Originally, the 17th Precinct was located on Liberty Avenue from 1892 to the 1970s. East New York is patrolled by the NYPD's 75th Precinct and the Brooklyn North Task Force, as well as Transit District 33 and Police Service Area 2.
The 75th Precinct was the subject of the 2014 documentary, The Seven Five.
East New York is served by many New York City Fire Department companies. Engine 332/Ladder 175, Engine 290/Ladder 103, Engine 236, Engine 225/Tower Ladder 107/Battalion 39, and EMS Station 39 all serve East New York.
All areas of New York City are within the New York City Department of Education school district.

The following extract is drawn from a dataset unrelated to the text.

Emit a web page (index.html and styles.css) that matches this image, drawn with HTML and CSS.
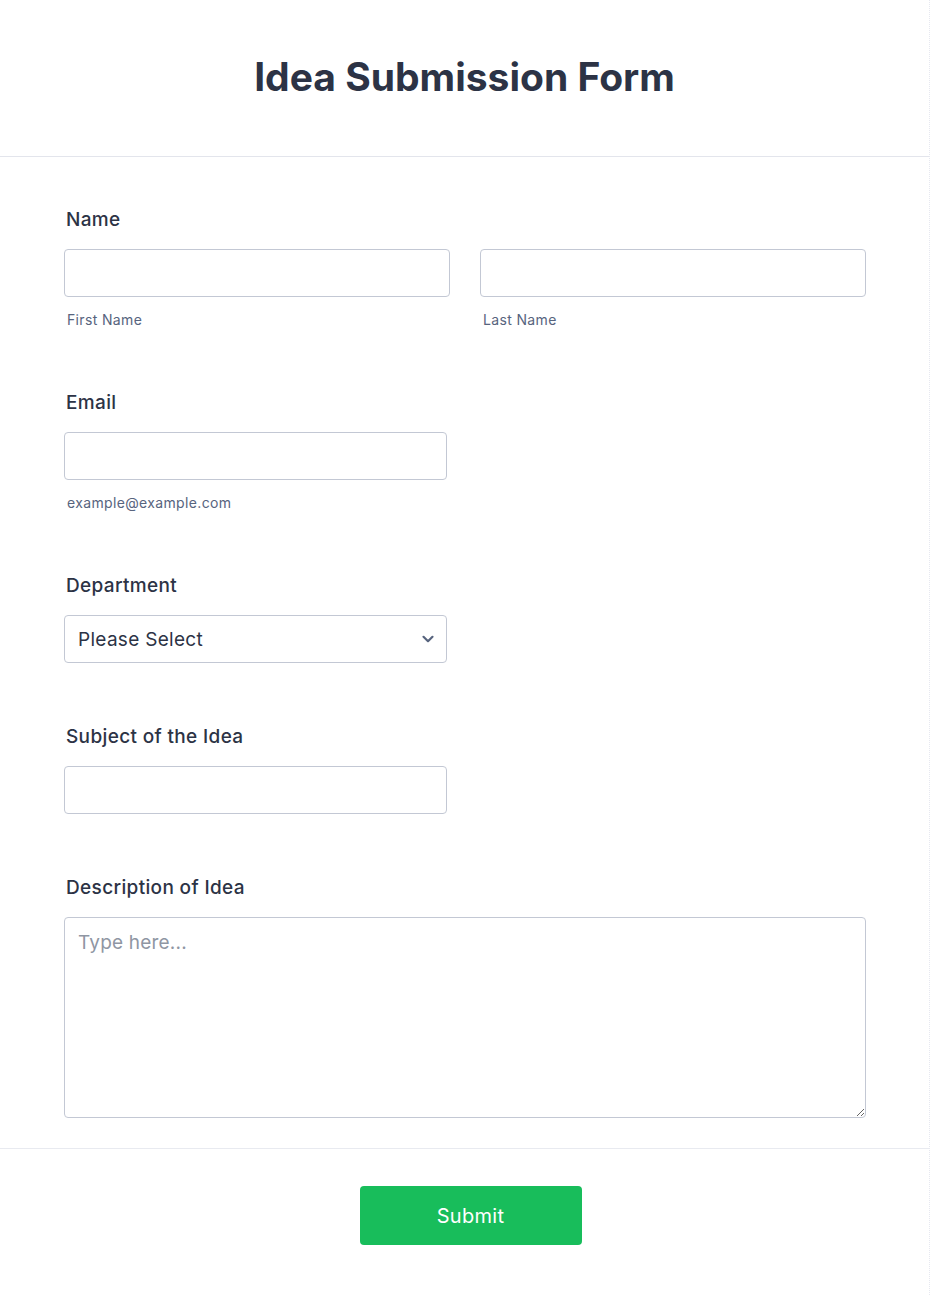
FILE: index.html
```html
<!DOCTYPE html>
<html lang="en">
<head>
<meta charset="utf-8">
<title>Idea Submission Form</title>
<link rel="stylesheet" href="styles.css">
</head>
<body>
<div class="form-card">
  <header class="form-header">
    <h1 class="form-title">Idea Submission Form</h1>
  </header>
  <form class="form-body">
    <div class="field">
      <label class="field-label">Name</label>
      <div class="two-col">
        <div class="sub-field">
          <input class="text-input" type="text">
          <span class="sub-label">First Name</span>
        </div>
        <div class="sub-field">
          <input class="text-input" type="text">
          <span class="sub-label">Last Name</span>
        </div>
      </div>
    </div>
    <div class="field">
      <label class="field-label">Email</label>
      <div class="half">
        <input class="text-input" type="email">
        <span class="sub-label">example@example.com</span>
      </div>
    </div>
    <div class="field field-nosub">
      <label class="field-label">Department</label>
      <div class="half select-wrap">
        <div class="select-box">
          <span class="select-text">Please Select</span>
          <svg class="chevron" width="14" height="10" viewBox="0 0 14 10"><path d="M2.5 2.8 L7 7.2 L11.5 2.8" fill="none" stroke="#57647e" stroke-width="2.2" stroke-linecap="round" stroke-linejoin="round"/></svg>
        </div>
      </div>
    </div>
    <div class="field field-nosub">
      <label class="field-label">Subject of the Idea</label>
      <div class="half">
        <input class="text-input" type="text">
      </div>
    </div>
    <div class="field field-last">
      <label class="field-label">Description of Idea</label>
      <textarea class="text-area" placeholder="Type here..."></textarea>
    </div>
  </form>
  <footer class="form-footer">
    <button class="submit-btn" type="button">Submit</button>
  </footer>
</div>
</body>
</html>
```
FILE: styles.css
```css
* { box-sizing: border-box; }
html, body { margin: 0; padding: 0; background: #ffffff; }
body {
  font-family: Inter, "Noto Sans", "Liberation Sans", sans-serif;
  color: #2c3345;
}
.form-card {
  width: 930px;
  min-height: 1295px;
  border-right: 1px dotted #e6e8f0;
}
.form-header {
  padding: 53px 0 55px;
  border-bottom: 1px solid #e3e5ec;
  text-align: center;
}
.form-title {
  margin: 0;
  font-size: 39px;
  line-height: 48px;
  font-weight: 700;
  color: #2c3345;
}
.form-body {
  padding: 50px 64px 30px;
  border-bottom: 1px solid #e8eaf0;
}
.field { margin-bottom: 60px; }
.field-nosub { margin-bottom: 61px; }
.field-last { margin-bottom: 0; }
.field-label {
  display: block;
  font-size: 19px;
  line-height: 24px;
  font-weight: 500;
  letter-spacing: 0.35px;
  color: #2c3345;
  padding: 1px 0 0 2px;
  margin-bottom: 17px;
}
.two-col {
  display: grid;
  grid-template-columns: 386px 386px;
  column-gap: 30px;
}
.sub-field, .half { display: flex; flex-direction: column; }
.half { width: 383px; }
.text-input {
  height: 48px;
  width: 100%;
  border: 1px solid #c3c8d4;
  border-radius: 4px;
  background: #fff;
  font: inherit;
  outline: none;
}
.sub-label {
  margin-top: 13px;
  font-size: 14px;
  line-height: 20px;
  letter-spacing: 0.35px;
  color: #57647e;
  padding-left: 3px;
}
.select-box {
  height: 48px;
  border: 1px solid #c3c8d4;
  border-radius: 4px;
  display: flex;
  align-items: center;
  justify-content: space-between;
  padding: 0 11px 0 13px;
}
.select-text {
  font-size: 19px;
  letter-spacing: 0.3px;
  color: #2c3345;
}
.chevron { display: block; }
.text-area {
  display: block;
  width: 802px;
  height: 201px;
  border: 1px solid #c3c8d4;
  border-radius: 4px;
  padding: 13px 13px;
  font-family: inherit;
  font-size: 19px;
  line-height: 24px;
  letter-spacing: 0.2px;
  color: #2c3345;
  resize: vertical;
  outline: none;
}
.text-area::placeholder { color: #8f96a3; }
.form-footer {
  padding: 37px 0 0 12px;
  display: flex;
  justify-content: center;
}
.submit-btn {
  width: 222px;
  height: 59px;
  border: none;
  border-radius: 4px;
  background: #18bd5b;
  color: #fff;
  font-family: inherit;
  font-size: 20px;
  font-weight: 400;
  letter-spacing: 0.3px;
}
```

East New York high schools suffer from high dropout rates. As with other NYC schools, gang violence is a common problem found in the local schools. East New York has two higher institutes such as Touro College and Be'er Hagolah Institute in Starrett City. Spring Creek High School open in 2012 becoming the fifth high school in 60 years and the first in the Spring Creek area.
One of the neighborhood's local public high schools, Thomas Jefferson High School, shut down in June 2007 due to extremely low academic performance: a graduation rate of 29%, with only 2% entering the school at grade level in math and 10% entering at grade level in reading. The school was known for its ROTC program. Four new high schools were organized in the old building.